In an interview with Vogue, it was revealed that Fennell told Robbie she wants “Wuthering Heights” to become “this generation’s Titanic.”
I want this to be this generation’s Titanic. I went to the cinema to watch “Romeo & Juliet” eight times and I was on the ground crying when I wasn’t allowed to go back for a ninth. I want it to be that […] The hope is for women to go see it with 10 of their female friends. And I think it’s going to be an amazing date movie.
Yeah, that’s not going to happen. Fennell’s high expectations should take into account how “Wuthering Heights,” at its essence, is about two toxic people who are emotionally destructive, selfish, and bad. That doesn’t exactly scream four-quadrant, group-date movie energy.
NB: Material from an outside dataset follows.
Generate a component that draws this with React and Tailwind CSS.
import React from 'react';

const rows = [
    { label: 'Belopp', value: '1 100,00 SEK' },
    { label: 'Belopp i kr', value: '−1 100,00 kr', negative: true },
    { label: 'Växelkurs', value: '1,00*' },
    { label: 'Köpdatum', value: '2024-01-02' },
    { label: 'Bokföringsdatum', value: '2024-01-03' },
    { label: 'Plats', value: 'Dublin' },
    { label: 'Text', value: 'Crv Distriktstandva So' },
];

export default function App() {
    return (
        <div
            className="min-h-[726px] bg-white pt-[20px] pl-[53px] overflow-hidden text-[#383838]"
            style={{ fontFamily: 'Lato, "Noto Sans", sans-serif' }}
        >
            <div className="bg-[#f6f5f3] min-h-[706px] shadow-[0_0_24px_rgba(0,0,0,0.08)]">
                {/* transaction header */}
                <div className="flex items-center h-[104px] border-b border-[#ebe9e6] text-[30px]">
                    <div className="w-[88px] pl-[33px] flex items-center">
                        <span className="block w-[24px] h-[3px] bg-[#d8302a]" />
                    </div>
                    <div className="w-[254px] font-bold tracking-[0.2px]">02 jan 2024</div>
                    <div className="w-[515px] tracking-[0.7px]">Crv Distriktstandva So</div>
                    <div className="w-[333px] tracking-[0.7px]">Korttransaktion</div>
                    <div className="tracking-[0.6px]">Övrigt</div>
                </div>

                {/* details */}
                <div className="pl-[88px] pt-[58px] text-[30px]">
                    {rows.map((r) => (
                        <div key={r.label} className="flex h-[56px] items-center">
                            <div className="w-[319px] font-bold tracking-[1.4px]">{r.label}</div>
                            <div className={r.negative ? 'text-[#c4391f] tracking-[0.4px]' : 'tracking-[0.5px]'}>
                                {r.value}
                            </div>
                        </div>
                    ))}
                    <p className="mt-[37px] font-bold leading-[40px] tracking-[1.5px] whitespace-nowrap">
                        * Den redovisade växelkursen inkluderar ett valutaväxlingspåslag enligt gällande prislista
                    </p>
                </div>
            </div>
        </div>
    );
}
Furthermore, a non-IP literary adaptation cracking the billion-dollar mark at the box office is almost impossible these days. This film would be lucky to hit the $200M mark.
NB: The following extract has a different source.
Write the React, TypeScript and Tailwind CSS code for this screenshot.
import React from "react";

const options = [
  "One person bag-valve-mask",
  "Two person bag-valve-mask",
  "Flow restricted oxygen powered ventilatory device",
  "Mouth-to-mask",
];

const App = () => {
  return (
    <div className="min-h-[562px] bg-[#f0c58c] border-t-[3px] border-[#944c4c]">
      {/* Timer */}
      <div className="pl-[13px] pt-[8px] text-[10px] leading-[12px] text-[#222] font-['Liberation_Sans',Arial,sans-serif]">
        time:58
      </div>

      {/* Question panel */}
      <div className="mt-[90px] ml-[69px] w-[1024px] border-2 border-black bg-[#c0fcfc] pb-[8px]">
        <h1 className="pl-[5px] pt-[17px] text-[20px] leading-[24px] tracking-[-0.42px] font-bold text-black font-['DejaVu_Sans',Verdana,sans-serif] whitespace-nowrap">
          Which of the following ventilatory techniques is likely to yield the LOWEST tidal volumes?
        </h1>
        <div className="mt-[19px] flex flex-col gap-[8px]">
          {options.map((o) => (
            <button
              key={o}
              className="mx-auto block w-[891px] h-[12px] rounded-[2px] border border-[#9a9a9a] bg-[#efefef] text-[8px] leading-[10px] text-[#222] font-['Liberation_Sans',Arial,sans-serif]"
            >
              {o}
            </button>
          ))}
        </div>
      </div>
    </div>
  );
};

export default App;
“Titanic” wasn’t just a sweeping love story—it’s anchored in real history and carried by a sense of massive scale and spectacle. The emotion, the disaster, the grandeur—it all feels almost Shakespearean in scope. By contrast, this upcoming “Wuthering Heights” seems aimed at a much smaller niche.
Sure, with each new trailer, the conversation around “Wuthering Heights” keeps growing—both positively and negatively. People are split on it, and nobody’s even seen it yet. Then again, this may be entirely an online phenomenon. Is there a large enough audience outside this bubble that actually knows this film exists?
Warner Bros. has set a February 14, 2026, Valentine’s Day release for “Wuthering Heights.” It’ll be interesting to see how this one lands with moviegoers.